Exercise task: Go through the data below line by line and count those containing the word "index". Reply with the count only.
========================================
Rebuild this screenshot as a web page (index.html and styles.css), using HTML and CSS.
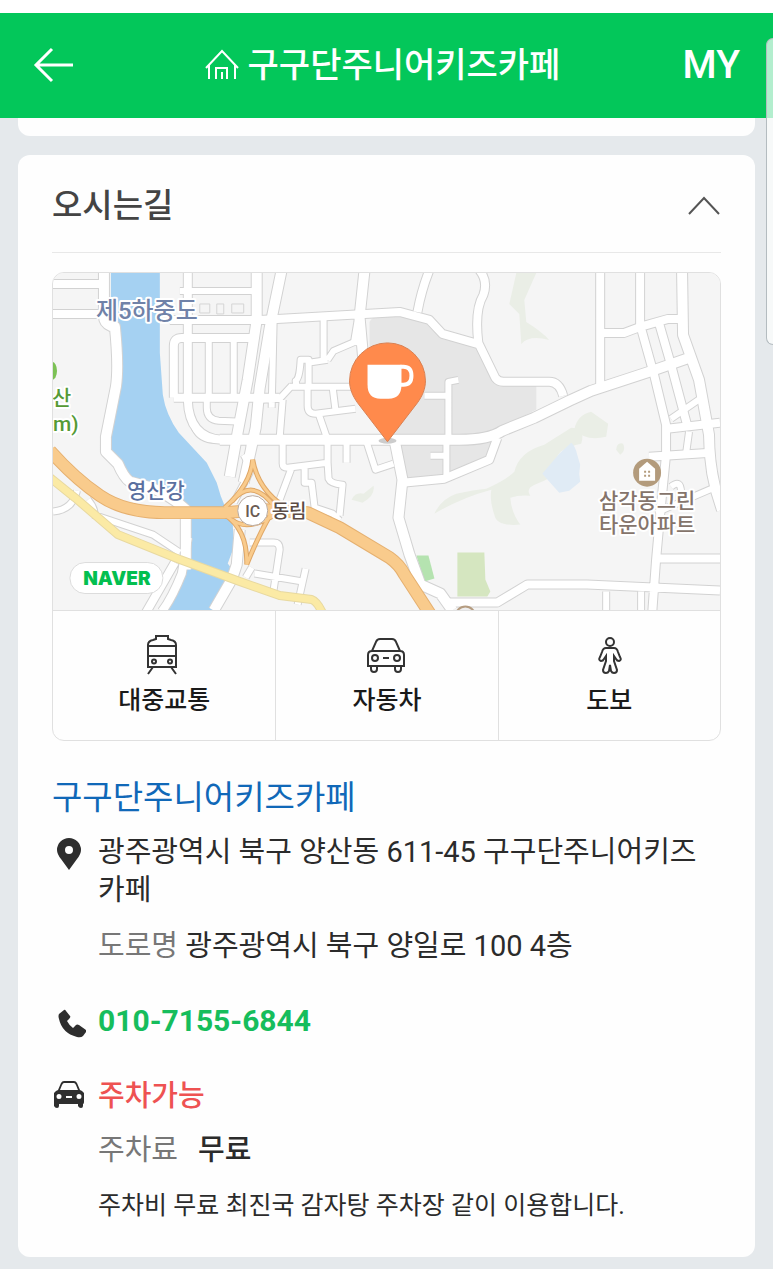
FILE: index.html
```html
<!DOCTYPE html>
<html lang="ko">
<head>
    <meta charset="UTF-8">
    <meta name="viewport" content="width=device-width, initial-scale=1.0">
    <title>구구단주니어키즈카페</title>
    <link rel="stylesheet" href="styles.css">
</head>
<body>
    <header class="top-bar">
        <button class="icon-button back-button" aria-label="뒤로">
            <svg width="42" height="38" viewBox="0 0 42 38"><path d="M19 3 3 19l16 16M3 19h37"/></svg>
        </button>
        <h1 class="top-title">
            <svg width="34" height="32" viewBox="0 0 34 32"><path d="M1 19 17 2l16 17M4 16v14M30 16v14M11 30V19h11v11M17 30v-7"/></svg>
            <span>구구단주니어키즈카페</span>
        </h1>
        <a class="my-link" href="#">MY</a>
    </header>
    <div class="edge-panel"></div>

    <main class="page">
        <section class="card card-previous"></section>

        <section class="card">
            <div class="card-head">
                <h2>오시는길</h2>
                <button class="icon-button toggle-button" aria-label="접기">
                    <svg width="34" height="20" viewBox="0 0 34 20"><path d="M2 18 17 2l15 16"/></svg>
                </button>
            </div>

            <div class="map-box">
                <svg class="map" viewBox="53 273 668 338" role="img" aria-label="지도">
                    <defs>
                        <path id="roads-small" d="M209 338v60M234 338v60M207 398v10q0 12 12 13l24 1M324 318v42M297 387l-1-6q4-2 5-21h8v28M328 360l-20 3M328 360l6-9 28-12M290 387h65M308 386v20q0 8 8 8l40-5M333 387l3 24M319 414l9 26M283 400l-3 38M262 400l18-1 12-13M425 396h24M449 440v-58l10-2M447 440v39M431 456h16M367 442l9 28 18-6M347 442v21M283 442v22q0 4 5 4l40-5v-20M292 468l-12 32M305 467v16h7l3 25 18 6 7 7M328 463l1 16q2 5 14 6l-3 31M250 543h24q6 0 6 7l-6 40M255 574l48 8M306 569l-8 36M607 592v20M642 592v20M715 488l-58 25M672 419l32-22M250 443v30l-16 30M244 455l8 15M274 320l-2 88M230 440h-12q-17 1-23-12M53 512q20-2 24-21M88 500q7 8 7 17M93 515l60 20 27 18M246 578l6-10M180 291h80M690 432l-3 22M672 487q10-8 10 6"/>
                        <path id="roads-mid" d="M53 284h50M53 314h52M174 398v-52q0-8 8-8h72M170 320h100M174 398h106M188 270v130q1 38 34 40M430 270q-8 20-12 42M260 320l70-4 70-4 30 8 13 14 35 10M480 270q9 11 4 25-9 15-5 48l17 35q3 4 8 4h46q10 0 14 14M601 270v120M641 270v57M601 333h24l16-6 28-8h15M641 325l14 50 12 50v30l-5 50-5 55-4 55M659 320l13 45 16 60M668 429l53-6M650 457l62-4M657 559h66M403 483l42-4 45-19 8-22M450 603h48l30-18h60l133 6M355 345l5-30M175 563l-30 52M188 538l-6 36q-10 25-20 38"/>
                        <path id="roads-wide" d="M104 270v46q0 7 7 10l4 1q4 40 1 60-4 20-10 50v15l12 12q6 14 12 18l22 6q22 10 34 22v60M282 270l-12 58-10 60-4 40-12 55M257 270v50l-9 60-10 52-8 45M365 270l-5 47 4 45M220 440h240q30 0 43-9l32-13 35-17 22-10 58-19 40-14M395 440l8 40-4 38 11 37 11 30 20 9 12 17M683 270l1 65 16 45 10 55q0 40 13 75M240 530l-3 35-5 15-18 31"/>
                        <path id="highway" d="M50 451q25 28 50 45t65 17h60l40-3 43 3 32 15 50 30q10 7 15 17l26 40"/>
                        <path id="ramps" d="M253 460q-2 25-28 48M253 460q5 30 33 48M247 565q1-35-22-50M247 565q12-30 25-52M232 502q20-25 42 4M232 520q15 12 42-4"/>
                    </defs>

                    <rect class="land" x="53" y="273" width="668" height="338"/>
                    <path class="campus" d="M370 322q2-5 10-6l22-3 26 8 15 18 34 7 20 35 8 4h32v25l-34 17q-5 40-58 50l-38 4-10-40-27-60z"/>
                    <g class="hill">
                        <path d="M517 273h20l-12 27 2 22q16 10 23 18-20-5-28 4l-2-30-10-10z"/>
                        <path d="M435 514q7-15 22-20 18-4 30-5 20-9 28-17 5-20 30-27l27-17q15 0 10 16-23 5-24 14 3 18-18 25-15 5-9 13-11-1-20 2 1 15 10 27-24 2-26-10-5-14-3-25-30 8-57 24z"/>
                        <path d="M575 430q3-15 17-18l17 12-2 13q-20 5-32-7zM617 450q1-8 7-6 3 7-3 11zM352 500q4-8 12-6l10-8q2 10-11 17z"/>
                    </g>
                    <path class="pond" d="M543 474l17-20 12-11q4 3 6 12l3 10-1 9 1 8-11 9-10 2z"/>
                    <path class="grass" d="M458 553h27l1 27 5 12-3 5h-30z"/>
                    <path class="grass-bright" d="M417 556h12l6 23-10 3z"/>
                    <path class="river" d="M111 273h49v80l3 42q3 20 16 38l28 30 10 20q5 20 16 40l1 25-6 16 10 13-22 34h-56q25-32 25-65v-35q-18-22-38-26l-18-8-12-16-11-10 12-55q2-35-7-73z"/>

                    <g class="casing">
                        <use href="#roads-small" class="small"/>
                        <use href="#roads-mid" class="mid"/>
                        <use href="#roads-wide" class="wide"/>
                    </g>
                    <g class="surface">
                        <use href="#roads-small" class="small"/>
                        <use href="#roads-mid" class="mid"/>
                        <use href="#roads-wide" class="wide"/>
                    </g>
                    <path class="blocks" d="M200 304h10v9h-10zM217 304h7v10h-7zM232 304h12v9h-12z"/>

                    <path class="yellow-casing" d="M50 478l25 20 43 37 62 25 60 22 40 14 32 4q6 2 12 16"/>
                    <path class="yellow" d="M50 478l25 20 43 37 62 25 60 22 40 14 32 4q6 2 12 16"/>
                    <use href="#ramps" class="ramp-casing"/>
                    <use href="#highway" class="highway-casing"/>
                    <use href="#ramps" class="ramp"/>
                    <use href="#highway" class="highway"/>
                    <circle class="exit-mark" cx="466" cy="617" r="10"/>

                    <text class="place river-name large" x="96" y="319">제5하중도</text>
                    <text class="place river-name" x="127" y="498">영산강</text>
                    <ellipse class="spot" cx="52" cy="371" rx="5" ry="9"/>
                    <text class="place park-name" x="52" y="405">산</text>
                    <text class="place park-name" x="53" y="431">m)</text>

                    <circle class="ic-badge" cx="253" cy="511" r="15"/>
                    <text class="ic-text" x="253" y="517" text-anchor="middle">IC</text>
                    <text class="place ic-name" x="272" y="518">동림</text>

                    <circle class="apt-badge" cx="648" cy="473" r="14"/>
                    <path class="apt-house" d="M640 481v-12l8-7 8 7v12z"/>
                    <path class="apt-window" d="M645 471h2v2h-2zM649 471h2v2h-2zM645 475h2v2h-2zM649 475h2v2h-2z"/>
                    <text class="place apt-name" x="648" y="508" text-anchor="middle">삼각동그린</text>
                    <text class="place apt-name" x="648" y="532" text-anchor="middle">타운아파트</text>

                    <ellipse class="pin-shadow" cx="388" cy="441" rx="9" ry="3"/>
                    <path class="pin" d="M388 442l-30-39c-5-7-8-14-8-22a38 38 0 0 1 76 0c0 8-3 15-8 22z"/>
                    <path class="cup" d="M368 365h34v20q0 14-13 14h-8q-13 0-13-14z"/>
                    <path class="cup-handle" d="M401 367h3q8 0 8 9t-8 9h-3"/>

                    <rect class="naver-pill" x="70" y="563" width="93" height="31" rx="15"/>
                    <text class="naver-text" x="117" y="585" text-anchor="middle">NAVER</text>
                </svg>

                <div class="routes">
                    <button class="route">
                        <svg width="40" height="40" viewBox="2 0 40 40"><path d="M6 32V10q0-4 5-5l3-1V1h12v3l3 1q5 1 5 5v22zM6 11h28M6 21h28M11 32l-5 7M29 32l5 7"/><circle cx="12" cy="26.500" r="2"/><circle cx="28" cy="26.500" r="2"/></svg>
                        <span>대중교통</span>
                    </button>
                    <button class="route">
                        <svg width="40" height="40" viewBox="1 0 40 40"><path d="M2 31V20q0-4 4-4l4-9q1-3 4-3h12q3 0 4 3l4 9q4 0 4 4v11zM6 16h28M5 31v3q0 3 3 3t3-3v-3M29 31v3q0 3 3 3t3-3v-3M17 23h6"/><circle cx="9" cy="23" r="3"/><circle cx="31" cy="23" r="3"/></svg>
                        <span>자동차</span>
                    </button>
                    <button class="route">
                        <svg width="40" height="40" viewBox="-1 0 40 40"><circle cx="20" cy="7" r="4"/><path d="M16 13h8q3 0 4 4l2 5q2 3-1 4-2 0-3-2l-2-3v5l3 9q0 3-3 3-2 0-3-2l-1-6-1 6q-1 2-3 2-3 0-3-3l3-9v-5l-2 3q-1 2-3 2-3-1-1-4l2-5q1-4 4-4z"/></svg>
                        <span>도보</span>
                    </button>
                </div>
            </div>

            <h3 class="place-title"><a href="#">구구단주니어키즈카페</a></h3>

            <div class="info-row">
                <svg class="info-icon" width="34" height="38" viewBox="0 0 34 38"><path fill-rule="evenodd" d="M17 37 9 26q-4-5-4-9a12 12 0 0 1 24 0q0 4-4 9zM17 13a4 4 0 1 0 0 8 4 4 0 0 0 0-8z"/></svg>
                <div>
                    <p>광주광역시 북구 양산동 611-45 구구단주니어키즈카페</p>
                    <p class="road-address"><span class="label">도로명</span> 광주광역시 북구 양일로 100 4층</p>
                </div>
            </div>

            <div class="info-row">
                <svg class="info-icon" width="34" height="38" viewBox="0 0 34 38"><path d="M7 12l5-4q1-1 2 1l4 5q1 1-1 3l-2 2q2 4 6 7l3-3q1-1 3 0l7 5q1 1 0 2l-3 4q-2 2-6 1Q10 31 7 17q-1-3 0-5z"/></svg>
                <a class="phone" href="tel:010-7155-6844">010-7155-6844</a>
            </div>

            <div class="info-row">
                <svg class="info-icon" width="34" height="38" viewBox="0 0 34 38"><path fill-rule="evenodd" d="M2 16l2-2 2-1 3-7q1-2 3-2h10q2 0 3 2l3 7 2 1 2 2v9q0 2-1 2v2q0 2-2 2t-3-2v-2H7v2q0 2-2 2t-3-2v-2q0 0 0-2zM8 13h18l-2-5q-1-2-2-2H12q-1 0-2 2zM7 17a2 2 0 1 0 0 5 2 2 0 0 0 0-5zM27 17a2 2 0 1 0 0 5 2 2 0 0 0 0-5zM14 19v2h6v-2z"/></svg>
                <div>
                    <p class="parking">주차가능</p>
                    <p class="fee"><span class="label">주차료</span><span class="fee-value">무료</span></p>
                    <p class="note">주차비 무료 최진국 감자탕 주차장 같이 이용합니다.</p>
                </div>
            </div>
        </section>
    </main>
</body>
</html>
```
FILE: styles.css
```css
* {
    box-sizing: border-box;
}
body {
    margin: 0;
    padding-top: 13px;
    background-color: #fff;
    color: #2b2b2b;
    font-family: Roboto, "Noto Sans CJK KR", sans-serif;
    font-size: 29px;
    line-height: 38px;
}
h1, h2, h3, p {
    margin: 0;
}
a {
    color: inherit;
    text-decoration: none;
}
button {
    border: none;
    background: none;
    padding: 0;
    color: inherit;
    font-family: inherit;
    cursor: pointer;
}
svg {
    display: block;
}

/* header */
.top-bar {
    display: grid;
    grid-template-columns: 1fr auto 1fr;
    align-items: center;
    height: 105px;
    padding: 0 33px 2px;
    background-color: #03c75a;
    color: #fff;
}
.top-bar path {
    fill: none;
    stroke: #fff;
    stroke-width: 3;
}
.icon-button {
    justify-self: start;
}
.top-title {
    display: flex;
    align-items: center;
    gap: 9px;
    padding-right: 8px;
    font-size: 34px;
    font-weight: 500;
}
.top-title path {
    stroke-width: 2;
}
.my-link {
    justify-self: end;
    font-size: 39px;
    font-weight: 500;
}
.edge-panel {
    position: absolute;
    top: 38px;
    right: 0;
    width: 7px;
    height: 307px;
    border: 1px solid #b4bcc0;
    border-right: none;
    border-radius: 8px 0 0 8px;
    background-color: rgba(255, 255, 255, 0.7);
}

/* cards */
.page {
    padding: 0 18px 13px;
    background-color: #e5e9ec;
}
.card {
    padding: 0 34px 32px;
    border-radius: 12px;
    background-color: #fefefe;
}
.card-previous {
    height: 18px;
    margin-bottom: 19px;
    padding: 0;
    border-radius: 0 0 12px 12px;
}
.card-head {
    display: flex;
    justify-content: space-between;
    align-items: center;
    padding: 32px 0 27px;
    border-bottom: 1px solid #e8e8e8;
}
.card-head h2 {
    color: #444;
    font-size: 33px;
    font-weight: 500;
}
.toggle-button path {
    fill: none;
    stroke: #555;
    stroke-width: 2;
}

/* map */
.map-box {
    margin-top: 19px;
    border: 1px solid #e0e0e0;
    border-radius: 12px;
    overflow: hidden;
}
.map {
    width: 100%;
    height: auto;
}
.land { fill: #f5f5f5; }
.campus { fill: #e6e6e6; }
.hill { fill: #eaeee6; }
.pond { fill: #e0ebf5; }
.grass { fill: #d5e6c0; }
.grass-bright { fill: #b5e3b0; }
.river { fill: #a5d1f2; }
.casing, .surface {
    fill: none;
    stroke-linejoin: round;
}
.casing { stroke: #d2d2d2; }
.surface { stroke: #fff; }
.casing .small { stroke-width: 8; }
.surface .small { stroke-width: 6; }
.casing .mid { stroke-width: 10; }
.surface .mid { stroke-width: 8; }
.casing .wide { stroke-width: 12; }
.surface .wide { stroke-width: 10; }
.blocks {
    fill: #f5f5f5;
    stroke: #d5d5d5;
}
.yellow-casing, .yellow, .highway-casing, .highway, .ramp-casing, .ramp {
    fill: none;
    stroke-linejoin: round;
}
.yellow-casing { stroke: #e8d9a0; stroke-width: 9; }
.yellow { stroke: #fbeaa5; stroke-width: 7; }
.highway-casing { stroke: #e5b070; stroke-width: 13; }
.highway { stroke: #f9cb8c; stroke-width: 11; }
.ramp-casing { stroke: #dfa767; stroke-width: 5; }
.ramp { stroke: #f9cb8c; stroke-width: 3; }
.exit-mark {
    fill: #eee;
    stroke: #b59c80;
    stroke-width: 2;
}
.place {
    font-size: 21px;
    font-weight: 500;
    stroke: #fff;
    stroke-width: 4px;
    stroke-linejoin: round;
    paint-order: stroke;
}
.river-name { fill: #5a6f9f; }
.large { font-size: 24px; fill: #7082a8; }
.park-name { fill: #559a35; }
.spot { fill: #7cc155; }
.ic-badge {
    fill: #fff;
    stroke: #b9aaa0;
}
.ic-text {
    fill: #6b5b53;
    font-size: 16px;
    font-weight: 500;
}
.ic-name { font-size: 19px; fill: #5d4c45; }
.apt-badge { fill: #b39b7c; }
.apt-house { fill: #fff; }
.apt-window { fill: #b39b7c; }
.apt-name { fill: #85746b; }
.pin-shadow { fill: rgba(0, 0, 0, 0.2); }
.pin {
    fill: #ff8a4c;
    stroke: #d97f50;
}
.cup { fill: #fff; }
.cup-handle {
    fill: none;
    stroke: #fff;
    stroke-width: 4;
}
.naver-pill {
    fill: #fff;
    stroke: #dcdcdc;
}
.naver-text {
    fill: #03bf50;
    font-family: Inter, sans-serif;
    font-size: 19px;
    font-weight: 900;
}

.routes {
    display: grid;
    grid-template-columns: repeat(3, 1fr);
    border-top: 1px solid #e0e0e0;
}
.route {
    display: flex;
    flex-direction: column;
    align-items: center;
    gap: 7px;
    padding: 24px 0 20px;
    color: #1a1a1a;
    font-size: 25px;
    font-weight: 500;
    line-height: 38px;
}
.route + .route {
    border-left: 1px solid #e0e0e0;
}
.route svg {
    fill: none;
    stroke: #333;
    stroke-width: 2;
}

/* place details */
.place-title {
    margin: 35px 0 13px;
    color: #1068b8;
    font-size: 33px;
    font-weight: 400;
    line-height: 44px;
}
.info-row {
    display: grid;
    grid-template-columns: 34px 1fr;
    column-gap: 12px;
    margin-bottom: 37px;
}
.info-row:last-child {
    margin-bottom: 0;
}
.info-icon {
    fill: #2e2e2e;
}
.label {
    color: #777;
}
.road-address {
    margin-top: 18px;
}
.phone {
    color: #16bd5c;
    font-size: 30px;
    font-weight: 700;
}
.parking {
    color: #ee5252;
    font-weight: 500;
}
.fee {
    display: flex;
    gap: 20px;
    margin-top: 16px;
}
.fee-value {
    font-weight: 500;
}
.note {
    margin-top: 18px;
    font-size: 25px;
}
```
========================================
Exercise answer: 2